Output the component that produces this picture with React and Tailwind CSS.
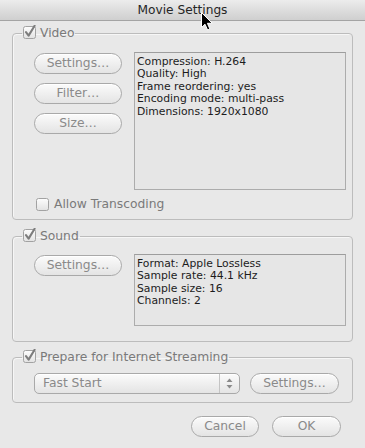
import React from "react";

const FONT = { fontFamily: '"DejaVu Sans", "Liberation Sans", sans-serif' };

function Check({ checked }) {
  return (
    <svg width="14" height="14" viewBox="0 0 14 14" className="block shrink-0">
      <defs>
        <linearGradient id="cbg" x1="0" y1="0" x2="0" y2="1">
          <stop offset="0" stopColor="#fdfdfd" />
          <stop offset="1" stopColor="#e2e2e2" />
        </linearGradient>
      </defs>
      <rect x="0.5" y="1.5" width="12" height="12" rx="2" fill="url(#cbg)" stroke="#a2a2a2" />
      {checked && (
        <path d="M3 7.2 L5.6 10.6 L11.6 0.8" fill="none" stroke="#7d7d7d" strokeWidth="2.1" strokeLinecap="round" strokeLinejoin="round" />
      )}
    </svg>
  );
}

function Legend({ label }) {
  return (
    <legend className="ml-[9px] px-[1px] h-[12px]">
      <span className="flex items-center gap-[3px] h-[12px] text-[12.3px] leading-[12px] text-[#7a7a7a]">
        <span className="-mt-[2px]">
          <Check checked />
        </span>
        {label}
      </span>
    </legend>
  );
}

function Btn({ children, className = "" }) {
  return (
    <div
      className={
        "h-[21px] rounded-full border border-[#a9a9a9] bg-gradient-to-b from-[#fbfbfb] to-[#e4e4e4] flex items-center justify-center text-[12.3px] text-[#8a8a8a] shadow-[inset_0_1px_0_#ffffff] " +
        className
      }
    >
      {children}
    </div>
  );
}

function InfoBox({ lines, className = "" }) {
  return (
    <div className={"border border-[#acacac] border-t-[#9d9d9d] bg-[#e6e6e6] pl-[2px] pt-[3px] text-[10.8px] leading-[12.4px] text-[#1c1c1c] " + className}>
      {lines.map((l) => (
        <div key={l}>{l}</div>
      ))}
    </div>
  );
}

export default function App() {
  return (
    <div className="w-[365px] h-[448px] bg-[#e8e8e8] relative overflow-hidden flex flex-col" style={FONT}>
      <div className="h-[21px] shrink-0 border-b border-[#a4a4a4] bg-gradient-to-b from-[#ececec] to-[#cfcfcf] flex items-center justify-center text-[12.2px] text-[#262626]">
        Movie Settings
      </div>

      <fieldset className="mx-[12px] mt-[6px] border border-[#bcbcbc] rounded-[4px] shadow-[inset_1px_1px_0_#f6f6f6]">
        <Legend label="Video" />
        <div className="flex pt-[13px] pl-[21px] pr-[5px]">
          <div className="w-[88px] mt-[1px] flex flex-col gap-[9px]">
            <Btn>Settings…</Btn>
            <Btn>Filter…</Btn>
            <Btn>Size…</Btn>
          </div>
          <InfoBox
            className="ml-[12px] w-[212px] h-[138px]"
            lines={["Compression: H.264", "Quality: High", "Frame reordering: yes", "Encoding mode: multi-pass", "Dimensions: 1920x1080"]}
          />
        </div>
        <div className="flex items-center h-[16px] mt-[6px] mb-[7px] ml-[23px] gap-[4px] text-[12.3px] text-[#7a7a7a]">
          <Check />
          <span>Allow Transcoding</span>
        </div>
      </fieldset>

      <fieldset className="mx-[12px] mt-[10px] border border-[#bcbcbc] rounded-[4px] shadow-[inset_1px_1px_0_#f6f6f6]">
        <Legend label="Sound" />
        <div className="flex pt-[12px] pl-[21px] pr-[5px] pb-[15px]">
          <div className="w-[88px] mt-[1px]">
            <Btn>Settings…</Btn>
          </div>
          <InfoBox
            className="ml-[12px] w-[212px] h-[72px]"
            lines={["Format: Apple Lossless", "Sample rate: 44.1 kHz", "Sample size: 16", "Channels: 2"]}
          />
        </div>
      </fieldset>

      <fieldset className="mx-[12px] mt-[9px] border border-[#bcbcbc] rounded-[4px] shadow-[inset_1px_1px_0_#f6f6f6]">
        <Legend label="Prepare for Internet Streaming" />
        <div className="flex items-center pt-[10px] pl-[21px] pb-[8px]">
          <div className="w-[206px] h-[21px] rounded-[5px] border border-[#a9a9a9] bg-gradient-to-b from-[#fbfbfb] to-[#e4e4e4] flex items-center text-[12.3px] text-[#8a8a8a] shadow-[inset_0_1px_0_#ffffff]">
            <span className="flex-1 pl-[8px]">Fast Start</span>
            <div className="w-[20px] h-full border-l border-[#c4c4c4] flex items-center justify-center">
              <svg width="7" height="11" viewBox="0 0 7 11">
                <path d="M3.5 0.5 L6.5 4 L0.5 4 Z" fill="#8a8a8a" />
                <path d="M3.5 10.5 L6.5 7 L0.5 7 Z" fill="#8a8a8a" />
              </svg>
            </div>
          </div>
          <Btn className="ml-[10px] w-[89px]">Settings…</Btn>
        </div>
      </fieldset>

      <div className="flex justify-end gap-[13px] pr-[24px] mt-[13px]">
        <Btn className="w-[68px] text-[#6f6f6f]">Cancel</Btn>
        <Btn className="w-[69px] text-[#6f6f6f]">OK</Btn>
      </div>

      <svg className="absolute left-[201px] top-[12px]" width="13" height="19" viewBox="0 0 13 19">
        <path d="M0.5 0.5 L0.5 15.5 L4 12.2 L6.6 18 L8.9 17 L6.4 11.3 L11.3 11.3 Z" fill="#000" stroke="#fff" strokeWidth="1" strokeLinejoin="round" />
      </svg>
    </div>
  );
}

____________

Reproduce every line above as written, skipping pictures.

Output the component that produces this picture with React and Tailwind CSS.
import React from "react";

const FONT = { fontFamily: '"DejaVu Sans", "Liberation Sans", sans-serif' };

function Check({ checked }) {
  return (
    <svg width="14" height="14" viewBox="0 0 14 14" className="block shrink-0">
      <defs>
        <linearGradient id="cbg" x1="0" y1="0" x2="0" y2="1">
          <stop offset="0" stopColor="#fdfdfd" />
          <stop offset="1" stopColor="#e2e2e2" />
        </linearGradient>
      </defs>
      <rect x="0.5" y="1.5" width="12" height="12" rx="2" fill="url(#cbg)" stroke="#a2a2a2" />
      {checked && (
        <path d="M3 7.2 L5.6 10.6 L11.6 0.8" fill="none" stroke="#7d7d7d" strokeWidth="2.1" strokeLinecap="round" strokeLinejoin="round" />
      )}
    </svg>
  );
}

function Legend({ label }) {
  return (
    <legend className="ml-[9px] px-[1px] h-[12px]">
      <span className="flex items-center gap-[3px] h-[12px] text-[12.3px] leading-[12px] text-[#7a7a7a]">
        <span className="-mt-[2px]">
          <Check checked />
        </span>
        {label}
      </span>
    </legend>
  );
}

function Btn({ children, className = "" }) {
  return (
    <div
      className={
        "h-[21px] rounded-full border border-[#a9a9a9] bg-gradient-to-b from-[#fbfbfb] to-[#e4e4e4] flex items-center justify-center text-[12.3px] text-[#8a8a8a] shadow-[inset_0_1px_0_#ffffff] " +
        className
      }
    >
      {children}
    </div>
  );
}

function InfoBox({ lines, className = "" }) {
  return (
    <div className={"border border-[#acacac] border-t-[#9d9d9d] bg-[#e6e6e6] pl-[2px] pt-[3px] text-[10.8px] leading-[12.4px] text-[#1c1c1c] " + className}>
      {lines.map((l) => (
        <div key={l}>{l}</div>
      ))}
    </div>
  );
}

export default function App() {
  return (
    <div className="w-[365px] h-[448px] bg-[#e8e8e8] relative overflow-hidden flex flex-col" style={FONT}>
      <div className="h-[21px] shrink-0 border-b border-[#a4a4a4] bg-gradient-to-b from-[#ececec] to-[#cfcfcf] flex items-center justify-center text-[12.2px] text-[#262626]">
        Movie Settings
      </div>

      <fieldset className="mx-[12px] mt-[6px] border border-[#bcbcbc] rounded-[4px] shadow-[inset_1px_1px_0_#f6f6f6]">
        <Legend label="Video" />
        <div className="flex pt-[13px] pl-[21px] pr-[5px]">
          <div className="w-[88px] mt-[1px] flex flex-col gap-[9px]">
            <Btn>Settings…</Btn>
            <Btn>Filter…</Btn>
            <Btn>Size…</Btn>
          </div>
          <InfoBox
            className="ml-[12px] w-[212px] h-[138px]"
            lines={["Compression: H.264", "Quality: High", "Frame reordering: yes", "Encoding mode: multi-pass", "Dimensions: 1920x1080"]}
          />
        </div>
        <div className="flex items-center h-[16px] mt-[6px] mb-[7px] ml-[23px] gap-[4px] text-[12.3px] text-[#7a7a7a]">
          <Check />
          <span>Allow Transcoding</span>
        </div>
      </fieldset>

      <fieldset className="mx-[12px] mt-[10px] border border-[#bcbcbc] rounded-[4px] shadow-[inset_1px_1px_0_#f6f6f6]">
        <Legend label="Sound" />
        <div className="flex pt-[12px] pl-[21px] pr-[5px] pb-[15px]">
          <div className="w-[88px] mt-[1px]">
            <Btn>Settings…</Btn>
          </div>
          <InfoBox
            className="ml-[12px] w-[212px] h-[72px]"
            lines={["Format: Apple Lossless", "Sample rate: 44.1 kHz", "Sample size: 16", "Channels: 2"]}
          />
        </div>
      </fieldset>

      <fieldset className="mx-[12px] mt-[9px] border border-[#bcbcbc] rounded-[4px] shadow-[inset_1px_1px_0_#f6f6f6]">
        <Legend label="Prepare for Internet Streaming" />
        <div className="flex items-center pt-[10px] pl-[21px] pb-[8px]">
          <div className="w-[206px] h-[21px] rounded-[5px] border border-[#a9a9a9] bg-gradient-to-b from-[#fbfbfb] to-[#e4e4e4] flex items-center text-[12.3px] text-[#8a8a8a] shadow-[inset_0_1px_0_#ffffff]">
            <span className="flex-1 pl-[8px]">Fast Start</span>
            <div className="w-[20px] h-full border-l border-[#c4c4c4] flex items-center justify-center">
              <svg width="7" height="11" viewBox="0 0 7 11">
                <path d="M3.5 0.5 L6.5 4 L0.5 4 Z" fill="#8a8a8a" />
                <path d="M3.5 10.5 L6.5 7 L0.5 7 Z" fill="#8a8a8a" />
              </svg>
            </div>
          </div>
          <Btn className="ml-[10px] w-[89px]">Settings…</Btn>
        </div>
      </fieldset>

      <div className="flex justify-end gap-[13px] pr-[24px] mt-[13px]">
        <Btn className="w-[68px] text-[#6f6f6f]">Cancel</Btn>
        <Btn className="w-[69px] text-[#6f6f6f]">OK</Btn>
      </div>

      <svg className="absolute left-[201px] top-[12px]" width="13" height="19" viewBox="0 0 13 19">
        <path d="M0.5 0.5 L0.5 15.5 L4 12.2 L6.6 18 L8.9 17 L6.4 11.3 L11.3 11.3 Z" fill="#000" stroke="#fff" strokeWidth="1" strokeLinejoin="round" />
      </svg>
    </div>
  );
}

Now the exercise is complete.